O Italiani! Studiate Dante; non su’commenti, non sulle glosse; ma nella storia del secolo, in ch’egli visse, nella sua vita, e nelle sue opere. Ma badate! V’ha più che il verso nel suo poema; e per questo non vi fidate ai grammatici, e agli interpreti: essi sono come la gente, che dissecca cadaveri; voi vedete le ossa, i muscoli, le vene che formavano il corpo; ma dov’è la scintilla, che l’animò? Ricordatevi, che Socrate disse il migliore interprete d’Omero essere l’ingegno più altamente spirato dalle muse. Avete voi un’anima di fuoco? Avete mai provato il sublime fremito, che destano l’antiche memorie? Avete mai abbracciate le tombe de’pochi grandi, che spesero per la patria vita, e intelletto? Avete voi versata mai una lacrima sulla bella contrada, che gli odi, i partiti, le dissensioni, e la prepotenza straniera ridussero al nulla?
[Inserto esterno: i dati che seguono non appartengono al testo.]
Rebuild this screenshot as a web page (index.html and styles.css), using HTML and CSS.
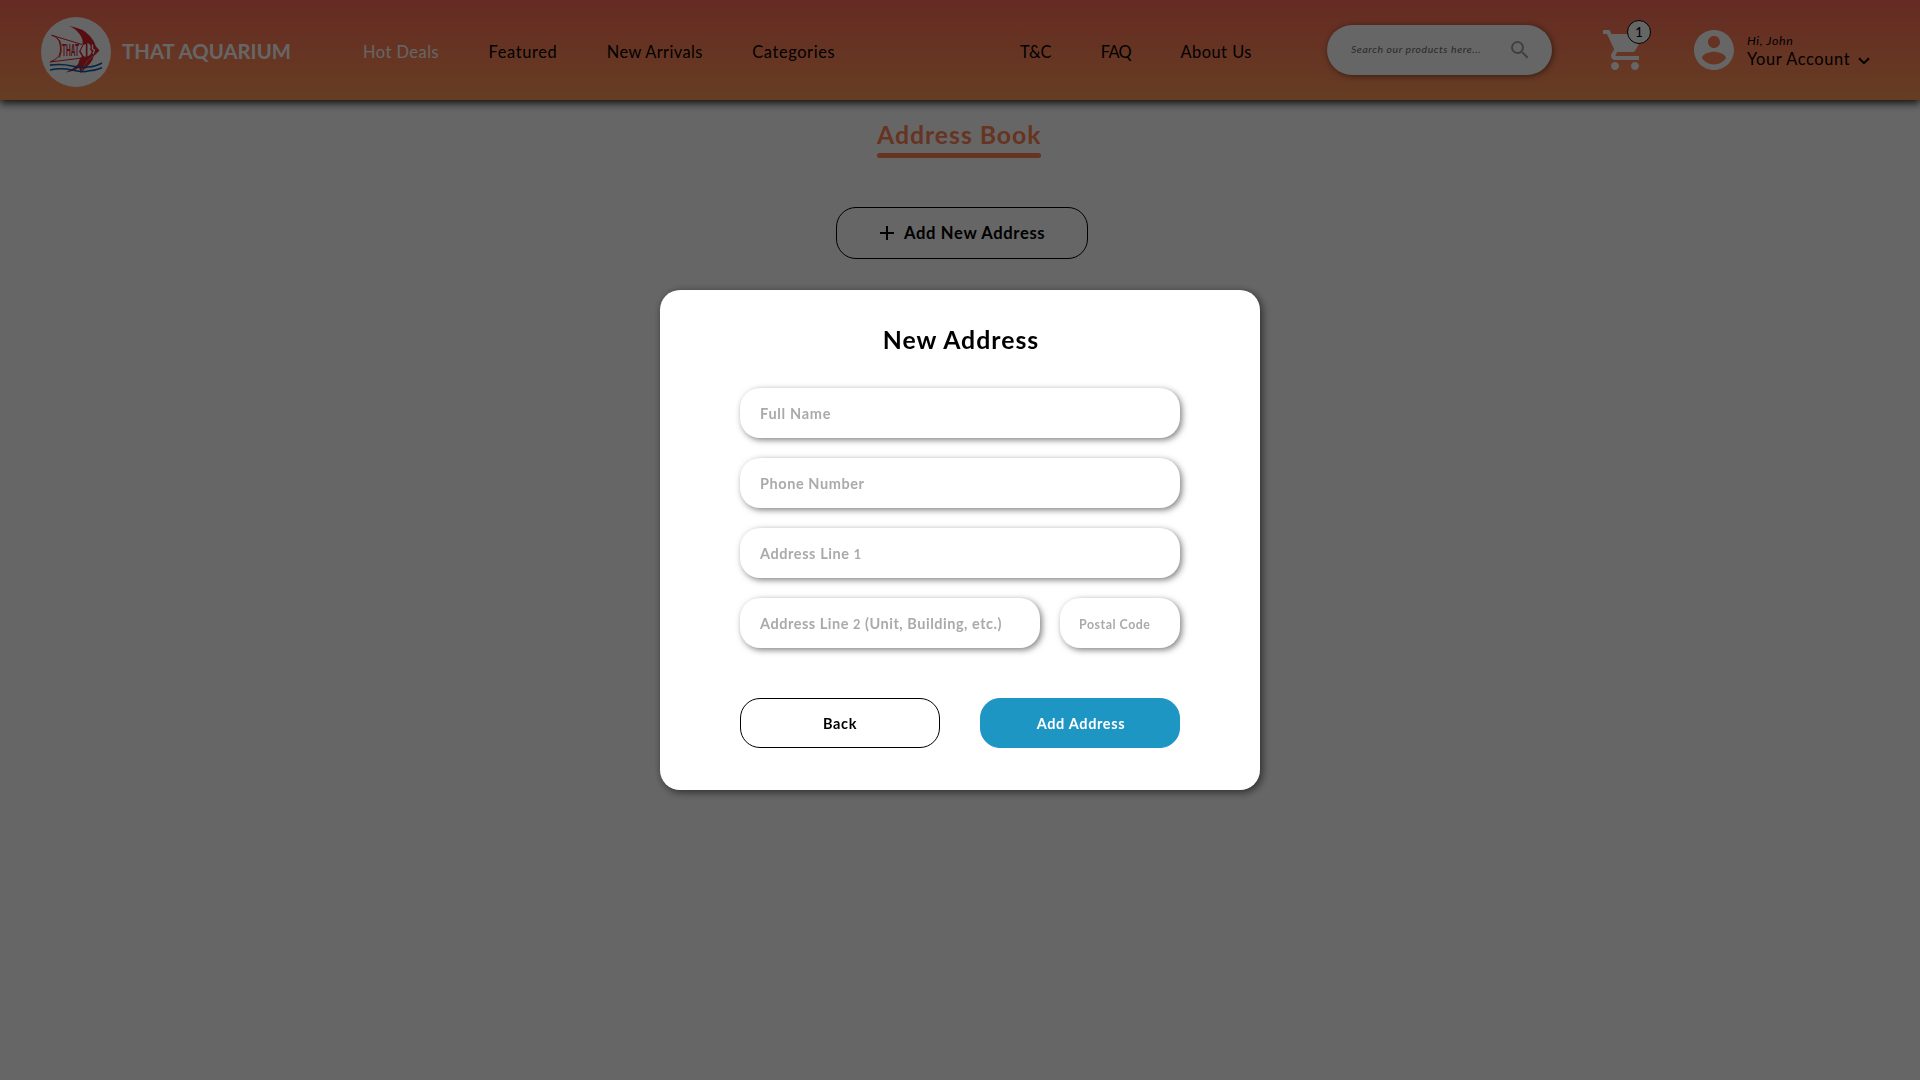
FILE: index.html
```html
<!DOCTYPE html>
<html lang="en">
<head>
<meta charset="utf-8">
<title>That Aquarium - Address Book</title>
<link rel="stylesheet" href="styles.css">
</head>
<body>
<header class="header">
  <a class="brand">
    <svg class="logo" viewBox="0 0 70 70" width="70" height="70">
      <circle cx="35" cy="35" r="35" fill="#fff"/>
      <g fill="none" stroke="#d8232f" stroke-width="1" stroke-linejoin="round">
        <path d="M10.500 18.200 L41 27.500 M10.500 18.200 Q18 20.500 19 27 Q20.500 35 17.500 39.500 Q14.500 43 9 45 L41 41"/>
        <path d="M15.500 20.500 Q19.500 23 20 28 Q21 35 18.500 40.500"/>
      </g>
      <text class="logo-text" x="21" y="38.500" textLength="17" lengthAdjust="spacingAndGlyphs">THAT</text>
      <g fill="#d8232f">
        <path d="M28 9 Q42 11 49 19 Q53.500 24 55 29.500 L58.500 33.500 L54 38 Q47 42 44.500 46.500 Q41 51.500 39.500 56.500 Q38.500 52 37.500 47 Q37.500 42.500 41 39.500 L38 34.500 L41.500 28 Q42.500 22.500 38.500 17 Q34.500 11.500 28 9 Z"/>
        <path d="M53 38.500 Q51 46 45 50.500 L40 56 Q43 48 47.500 43 Z"/>
        <path d="M43 47.500 Q35 54 24.500 55.500 Q34 51 38 46 Z"/>
      </g>
      <path d="M42.500 28 L44.800 27 L44.800 40 L42.500 39 L39.500 34 Z M46.500 26 Q51 27.500 49 32.500 L50.500 34 Q51 37 46.500 39.500 Z" fill="#fff"/>
      <path d="M51.500 27.500 L51.500 32 L53.500 33 L52 37" fill="none" stroke="#fff" stroke-width="1.300"/>
      <g fill="none" stroke="#0d5da9" stroke-width="1.700">
        <path d="M9 48.200 Q20 46.500 31 49 T47 50 Q55 49.500 61 46"/>
        <path d="M9 53 Q20 50.500 31 53 T47 54 Q55 53.500 61 50.800"/>
      </g>
    </svg>
    <span class="brand-name">THAT AQUARIUM</span>
  </a>
  <nav class="nav nav-shop">
    <a class="active">Hot Deals</a>
    <a class="loose">Featured</a>
    <a class="snug">New Arrivals</a>
    <a class="loose">Categories</a>
  </nav>
  <nav class="nav nav-info">
    <a class="tight">T&amp;C</a>
    <a class="tighter">FAQ</a>
    <a>About Us</a>
  </nav>
  <div class="search">
    <span class="search-hint">Search our products here...</span>
    <svg viewBox="0 0 24 24" width="24" height="24" fill="#a0a0a0"><path d="M15.500 14h-.79l-.28-.27A6.471 6.471 0 0 0 16 9.500 6.500 6.500 0 1 0 9.500 16c1.610 0 3.090-.59 4.230-1.570l.27.28v.79l5 4.990L20.490 19l-4.990-5zm-6 0C7.010 14 5 11.990 5 9.500S7.010 5 9.500 5 14 7.010 14 9.500 11.990 14 9.500 14z"/></svg>
  </div>
  <div class="cart">
    <svg viewBox="0 0 24 24" width="48" height="48" fill="#fff"><path d="M7 18c-1.100 0-1.990.9-1.990 2S5.900 22 7 22s2-.9 2-2-.9-2-2-2zM1 2v2h2l3.600 7.590-1.350 2.450c-.16.28-.25.61-.25.96 0 1.100.9 2 2 2h12v-2H7.420c-.14 0-.25-.11-.25-.25l.03-.12.9-1.630h7.450c.75 0 1.410-.41 1.750-1.030l3.580-6.490A1 1 0 0 0 20 4H5.210l-.94-2H1zm16 16c-1.100 0-1.990.9-1.990 2s.89 2 1.990 2 2-.9 2-2-.9-2-2-2z"/></svg>
    <span class="badge">1</span>
  </div>
  <div class="account">
    <svg viewBox="0 0 24 24" width="48" height="48" fill="#fff"><path d="M12 2C6.480 2 2 6.480 2 12s4.480 10 10 10 10-4.480 10-10S17.520 2 12 2zm0 3c1.660 0 3 1.340 3 3s-1.340 3-3 3-3-1.340-3-3 1.340-3 3-3zm0 14.200c-2.500 0-4.710-1.280-6-3.220.03-1.990 4-3.080 6-3.080 1.990 0 5.970 1.090 6 3.080-1.290 1.940-3.500 3.220-6 3.220z"/></svg>
    <div class="account-text">
      <span class="greeting">Hi, John</span>
      <span class="account-link">Your Account
        <svg viewBox="0 0 12 8" width="12" height="8"><path d="M1 1.200 L6 6.200 L11 1.200" fill="none" stroke="#000" stroke-width="2"/></svg>
      </span>
    </div>
  </div>
</header>
<main class="page">
  <h1 class="page-title">Address Book</h1>
  <button class="add-new">
    <svg viewBox="0 0 14 14" width="14" height="14"><path d="M7 0 V14 M0 7 H14" stroke="#000" stroke-width="2"/></svg>
    <span>Add New Address</span>
  </button>
</main>
<div class="overlay">
  <section class="modal">
    <h2 class="modal-title">New Address</h2>
    <div class="form">
      <div class="field f-name">Full Name</div>
      <div class="field">Phone Number</div>
      <div class="field">Address Line <span class="num">1</span></div>
      <div class="row">
        <div class="field f-unit">Address Line <span class="num">2</span> (Unit, Building, etc.)</div>
        <div class="field f-postal">Postal Code</div>
      </div>
    </div>
    <div class="actions">
      <button class="btn">Back</button>
      <button class="btn btn-primary">Add Address</button>
    </div>
  </section>
</div>
</body>
</html>
```
FILE: styles.css
```css
* { box-sizing: border-box; }
body {
  margin: 0;
  height: 1080px;
  overflow: hidden;
  background: #fff;
  color: #000;
  font-family: Lato, "Open Sans", sans-serif;
}
h1, h2 { margin: 0; }
svg { display: block; flex: none; }
button { font-family: inherit; color: #000; padding: 0; }

.header {
  display: flex;
  align-items: center;
  height: 100px;
  padding-left: 41px;
  background: linear-gradient(#ff6c58, #ff9958);
  box-shadow: 0 3px 8px rgba(0, 0, 0, .85);
}
.brand { display: flex; align-items: center; width: 322px; }
.logo { margin-top: 4px; }
.logo-text { font: 700 16px "Liberation Sans", sans-serif; fill: #d8232f; }
.brand-name {
  margin-left: 11px;
  padding-top: 1px;
  font-size: 20.3px;
  font-weight: 700;
  letter-spacing: .05px;
  color: #fff;
}
.nav {
  display: flex;
  gap: 49.5px;
  padding-top: 3px;
  font-size: 16.4px;
  line-height: 20px;
  letter-spacing: .5px;
  white-space: nowrap;
}
.nav-shop { width: 657px; }
.nav-info { width: 307px; }
.active { color: #fff; }
.loose { letter-spacing: .62px; }
.snug { letter-spacing: .38px; }
.tight { letter-spacing: -.2px; }
.tighter { letter-spacing: -.7px; }

.search {
  display: flex;
  align-items: center;
  justify-content: space-between;
  width: 225px;
  height: 50px;
  padding: 0 20px 0 24px;
  border-radius: 25px;
  background: #fff;
  box-shadow: 1px 1px 6px rgba(0, 0, 0, .5);
}
.search-hint {
  padding-bottom: 2px;
  font-size: 10.4px;
  font-style: italic;
  letter-spacing: .58px;
  color: #666;
  white-space: nowrap;
}
.cart { position: relative; margin-left: 49px; }
.badge {
  position: absolute;
  left: 26px;
  top: -6px;
  width: 24px;
  height: 24px;
  border: 1px solid #000;
  border-radius: 50%;
  background: #fff;
  font-size: 13px;
  font-weight: 500;
  line-height: 23px;
  text-align: center;
}
.account { display: flex; align-items: center; gap: 9px; margin-left: 41px; }
.account-text {
  display: flex;
  flex-direction: column;
  padding-top: 2px;
  white-space: nowrap;
}
.greeting { font-size: 12.4px; font-style: italic; line-height: 16px; letter-spacing: .65px; }
.account-link {
  display: flex;
  align-items: center;
  gap: 7.5px;
  font-size: 16.4px;
  line-height: 20px;
  letter-spacing: .62px;
}
.account-link svg { margin-top: 3px; }

.page { display: flex; flex-direction: column; align-items: center; padding-top: 20px; }
.page-title {
  width: 164px;
  height: 38px;
  margin-right: 2px;
  font-size: 24.8px;
  line-height: 30px;
  letter-spacing: .96px;
  color: #ff8250;
  white-space: nowrap;
}
.page-title::after {
  content: "";
  display: block;
  height: 5px;
  margin-top: 3px;
  border-radius: 2.5px;
  background: #ff8250;
}
.add-new {
  display: flex;
  align-items: center;
  gap: 10px;
  width: 252px;
  height: 52px;
  margin: 49px 0 0 4px;
  padding-left: 43px;
  border: 1px solid #000;
  border-radius: 20px;
  background: transparent;
  font-size: 16.6px;
  font-weight: 700;
  letter-spacing: .65px;
}

.overlay {
  position: fixed;
  inset: 0;
  display: flex;
  align-items: center;
  justify-content: center;
  background: rgba(0, 0, 0, .6);
}
.modal {
  width: 600px;
  height: 500px;
  padding: 35px 80px 0;
  border-radius: 20px;
  background: #fff;
  box-shadow: 2px 2px 8px rgba(0, 0, 0, .6);
}
.modal-title {
  padding-left: 2px;
  font-size: 24.8px;
  line-height: 30px;
  letter-spacing: 1px;
  text-align: center;
}
.form { display: flex; flex-direction: column; gap: 20px; margin-top: 33px; }
.row { display: grid; grid-template-columns: 300px 120px; gap: 20px; }
.field {
  height: 50px;
  padding-left: 20px;
  border-radius: 20px;
  background: #fff;
  box-shadow: 2px 2px 6px rgba(0, 0, 0, .5);
  font-size: 14.5px;
  font-weight: 700;
  line-height: 51px;
  letter-spacing: .57px;
  color: #aaa;
  white-space: nowrap;
}
.f-name { letter-spacing: .7px; }
.f-unit { letter-spacing: .52px; }
.f-postal { padding-left: 19px; font-size: 12.4px; letter-spacing: .52px; line-height: 53px; }
.num { font-size: .88em; }
.actions { display: flex; justify-content: space-between; margin-top: 50px; }
.btn {
  width: 200px;
  height: 50px;
  border: 1px solid #000;
  border-radius: 20px;
  background: #fff;
  font-size: 14.5px;
  font-weight: 700;
  letter-spacing: .65px;
}
.btn-primary { padding-left: 2px; border-color: #1e96c3; background: #1e96c3; color: #fff; }
```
Se tali siete, studiate Dante; da quelle pagine profondamente energiche, succhiate quello sdegno magnanimo, onde l’esule illustre nudriva l’anima; ché l’ira contro i vizi e le corruttele è virtù. Apprendete da lui, come si serva alla terra natía, finché l’oprare non è vietato; come si viva nella sciagura. La forza delle cose molto ci ha tolto; ma nessuno può torci i nostri grandi; né l’invidia, né l’indifferenza della servitù poté struggerne i nomi, ed i monumenti; ed ora stanno come quelle colonne, che s’affacciano al pellegrino nelle mute solitudini dell’Egitto, e gli additano, che in que’ luoghi fu possente città. Circondiamo d’affetto figliale la loro memoria. Ogni fronda del lauro immortale, che i secoli posarono su’ loro sepolcri, è pegno di gloria per noi; né potete appressare a quella corona una mano sacrilega, che non facciate piaga profonda nell’onore della terra, che vi diè vita. O Italiani! non obbliate giammai, che il primo passo a produrre uomini grandi sta nello onorare i già spenti.